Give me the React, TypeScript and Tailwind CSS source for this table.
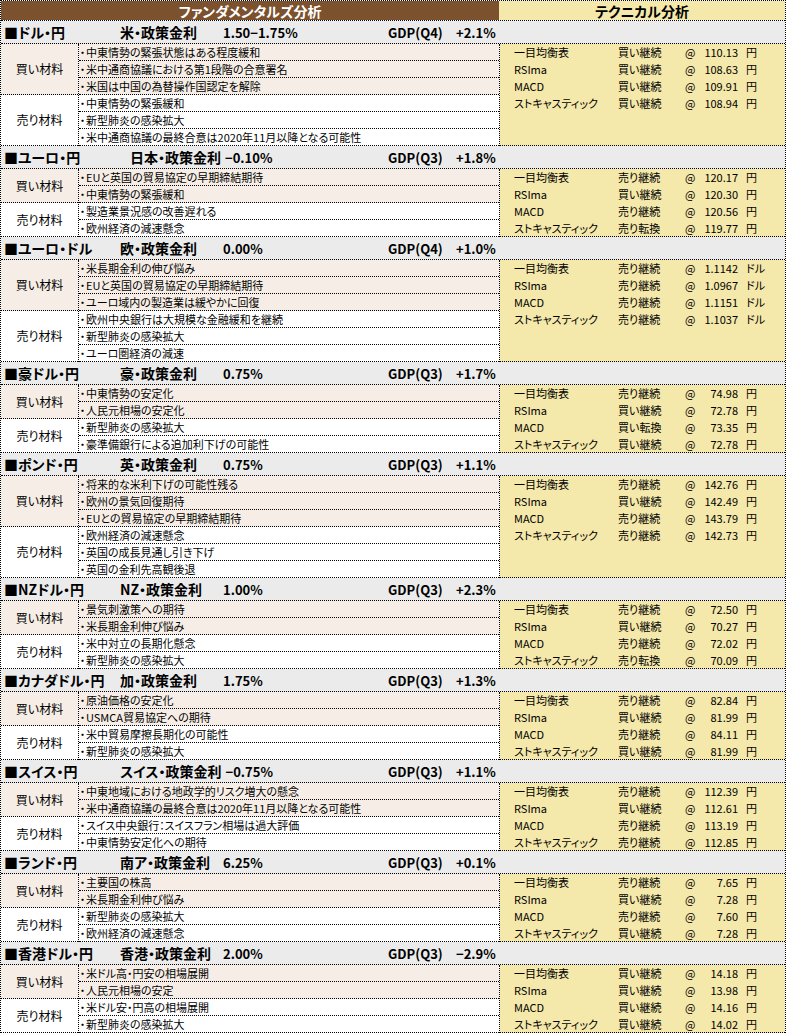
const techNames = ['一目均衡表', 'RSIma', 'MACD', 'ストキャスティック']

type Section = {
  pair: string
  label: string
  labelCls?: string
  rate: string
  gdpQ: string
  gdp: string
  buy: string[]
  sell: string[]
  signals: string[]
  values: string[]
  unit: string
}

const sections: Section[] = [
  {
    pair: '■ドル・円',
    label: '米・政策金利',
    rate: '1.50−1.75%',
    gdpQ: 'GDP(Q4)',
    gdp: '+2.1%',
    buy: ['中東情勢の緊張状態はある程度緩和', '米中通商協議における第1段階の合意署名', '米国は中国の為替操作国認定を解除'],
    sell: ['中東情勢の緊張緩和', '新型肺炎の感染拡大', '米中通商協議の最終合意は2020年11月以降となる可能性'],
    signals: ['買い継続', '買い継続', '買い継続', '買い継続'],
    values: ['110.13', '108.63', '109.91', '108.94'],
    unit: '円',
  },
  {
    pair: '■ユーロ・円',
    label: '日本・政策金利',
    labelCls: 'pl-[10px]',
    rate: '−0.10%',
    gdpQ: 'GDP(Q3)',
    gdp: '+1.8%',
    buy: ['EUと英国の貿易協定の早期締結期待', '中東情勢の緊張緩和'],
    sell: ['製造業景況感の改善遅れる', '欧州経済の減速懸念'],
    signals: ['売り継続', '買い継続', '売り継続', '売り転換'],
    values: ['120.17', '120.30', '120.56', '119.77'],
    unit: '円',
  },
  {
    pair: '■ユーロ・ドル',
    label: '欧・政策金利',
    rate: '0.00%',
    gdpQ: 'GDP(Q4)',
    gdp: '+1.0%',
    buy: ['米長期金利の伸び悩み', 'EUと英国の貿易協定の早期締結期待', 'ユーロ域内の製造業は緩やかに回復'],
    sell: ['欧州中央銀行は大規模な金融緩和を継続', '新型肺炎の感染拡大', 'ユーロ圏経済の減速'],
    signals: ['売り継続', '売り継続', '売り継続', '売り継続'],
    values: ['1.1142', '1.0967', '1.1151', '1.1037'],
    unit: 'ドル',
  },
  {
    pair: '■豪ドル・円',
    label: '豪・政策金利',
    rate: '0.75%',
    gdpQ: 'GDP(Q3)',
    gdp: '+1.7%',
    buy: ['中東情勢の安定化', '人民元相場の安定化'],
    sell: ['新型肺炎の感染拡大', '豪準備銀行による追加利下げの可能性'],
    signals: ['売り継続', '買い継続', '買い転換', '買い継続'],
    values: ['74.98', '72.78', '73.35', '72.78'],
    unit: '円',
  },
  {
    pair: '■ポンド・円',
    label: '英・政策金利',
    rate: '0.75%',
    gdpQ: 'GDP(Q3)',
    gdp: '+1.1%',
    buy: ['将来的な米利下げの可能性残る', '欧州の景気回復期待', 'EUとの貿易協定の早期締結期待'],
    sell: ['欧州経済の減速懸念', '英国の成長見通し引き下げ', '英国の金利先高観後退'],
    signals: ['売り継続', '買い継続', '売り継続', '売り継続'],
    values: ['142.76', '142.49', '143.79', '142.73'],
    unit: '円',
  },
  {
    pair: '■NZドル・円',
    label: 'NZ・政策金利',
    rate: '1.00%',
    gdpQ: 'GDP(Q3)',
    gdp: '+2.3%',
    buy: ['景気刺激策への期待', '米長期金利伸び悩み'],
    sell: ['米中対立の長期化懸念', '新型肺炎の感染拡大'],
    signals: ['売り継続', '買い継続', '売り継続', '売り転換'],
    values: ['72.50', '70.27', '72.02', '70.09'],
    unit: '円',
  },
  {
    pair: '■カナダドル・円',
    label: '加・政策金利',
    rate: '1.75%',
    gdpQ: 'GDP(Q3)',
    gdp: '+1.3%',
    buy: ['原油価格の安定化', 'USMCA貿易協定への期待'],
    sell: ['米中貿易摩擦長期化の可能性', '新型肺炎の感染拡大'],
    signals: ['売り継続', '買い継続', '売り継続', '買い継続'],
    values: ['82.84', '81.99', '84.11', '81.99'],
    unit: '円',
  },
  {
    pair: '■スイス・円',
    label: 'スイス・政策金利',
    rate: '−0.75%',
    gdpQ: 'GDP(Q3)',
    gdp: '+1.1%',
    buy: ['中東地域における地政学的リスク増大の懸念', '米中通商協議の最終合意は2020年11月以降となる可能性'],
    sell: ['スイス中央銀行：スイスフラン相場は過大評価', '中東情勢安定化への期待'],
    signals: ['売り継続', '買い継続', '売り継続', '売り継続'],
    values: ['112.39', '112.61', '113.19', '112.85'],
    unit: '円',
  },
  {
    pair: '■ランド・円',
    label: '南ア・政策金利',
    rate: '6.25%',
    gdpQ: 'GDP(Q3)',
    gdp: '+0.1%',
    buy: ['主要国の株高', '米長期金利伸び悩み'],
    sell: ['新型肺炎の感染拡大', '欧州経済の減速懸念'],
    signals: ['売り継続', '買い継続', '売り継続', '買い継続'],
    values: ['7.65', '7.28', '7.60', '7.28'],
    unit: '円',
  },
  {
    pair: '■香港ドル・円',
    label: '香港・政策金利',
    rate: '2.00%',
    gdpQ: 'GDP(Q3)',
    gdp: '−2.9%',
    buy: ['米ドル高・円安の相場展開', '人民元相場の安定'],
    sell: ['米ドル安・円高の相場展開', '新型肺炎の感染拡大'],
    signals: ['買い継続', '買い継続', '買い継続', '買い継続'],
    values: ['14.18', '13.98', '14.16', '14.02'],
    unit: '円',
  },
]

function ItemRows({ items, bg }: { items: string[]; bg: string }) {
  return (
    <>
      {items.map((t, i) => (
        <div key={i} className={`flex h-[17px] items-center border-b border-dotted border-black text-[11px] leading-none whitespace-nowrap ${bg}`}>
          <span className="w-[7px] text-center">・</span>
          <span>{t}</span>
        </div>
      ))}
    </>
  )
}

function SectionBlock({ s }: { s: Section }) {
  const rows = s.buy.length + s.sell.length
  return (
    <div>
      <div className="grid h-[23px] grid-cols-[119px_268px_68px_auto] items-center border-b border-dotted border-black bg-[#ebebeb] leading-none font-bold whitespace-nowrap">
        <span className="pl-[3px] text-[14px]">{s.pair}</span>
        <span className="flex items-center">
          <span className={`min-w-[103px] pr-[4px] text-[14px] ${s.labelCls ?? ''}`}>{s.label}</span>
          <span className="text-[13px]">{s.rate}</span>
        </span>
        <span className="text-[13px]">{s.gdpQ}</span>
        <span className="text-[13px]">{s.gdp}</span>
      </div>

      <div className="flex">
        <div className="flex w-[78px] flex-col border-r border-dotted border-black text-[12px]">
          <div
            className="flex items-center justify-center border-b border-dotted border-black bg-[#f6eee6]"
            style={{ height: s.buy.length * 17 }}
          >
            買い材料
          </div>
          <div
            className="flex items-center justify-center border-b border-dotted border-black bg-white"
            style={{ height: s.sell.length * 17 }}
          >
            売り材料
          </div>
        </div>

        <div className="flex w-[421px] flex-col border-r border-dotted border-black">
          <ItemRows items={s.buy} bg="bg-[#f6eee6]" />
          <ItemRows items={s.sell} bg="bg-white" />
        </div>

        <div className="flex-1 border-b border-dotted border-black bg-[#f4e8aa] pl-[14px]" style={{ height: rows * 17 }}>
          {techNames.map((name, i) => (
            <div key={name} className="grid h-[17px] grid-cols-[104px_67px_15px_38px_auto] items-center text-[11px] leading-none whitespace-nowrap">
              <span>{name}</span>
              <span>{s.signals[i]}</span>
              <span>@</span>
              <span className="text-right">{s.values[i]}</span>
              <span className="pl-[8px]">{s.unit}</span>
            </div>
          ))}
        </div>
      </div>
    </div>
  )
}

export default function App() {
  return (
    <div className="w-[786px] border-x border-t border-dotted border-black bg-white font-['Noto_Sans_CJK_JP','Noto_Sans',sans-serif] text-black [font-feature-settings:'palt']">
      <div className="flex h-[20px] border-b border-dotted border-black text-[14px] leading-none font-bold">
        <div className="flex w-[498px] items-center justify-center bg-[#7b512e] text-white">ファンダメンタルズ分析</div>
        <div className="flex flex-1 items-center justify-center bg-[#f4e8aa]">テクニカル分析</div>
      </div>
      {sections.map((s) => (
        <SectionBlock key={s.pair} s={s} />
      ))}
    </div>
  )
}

################

#### Stated problem
Repeat only the lines between the start of the data and the line with "const techNames = ['一目均衡表', 'RSIma', 'MACD', 'ストキャスティック']", including those two lines, and skip the pictures.

#### Correct answer
Give me the React, TypeScript and Tailwind CSS source for this table.
const techNames = ['一目均衡表', 'RSIma', 'MACD', 'ストキャスティック']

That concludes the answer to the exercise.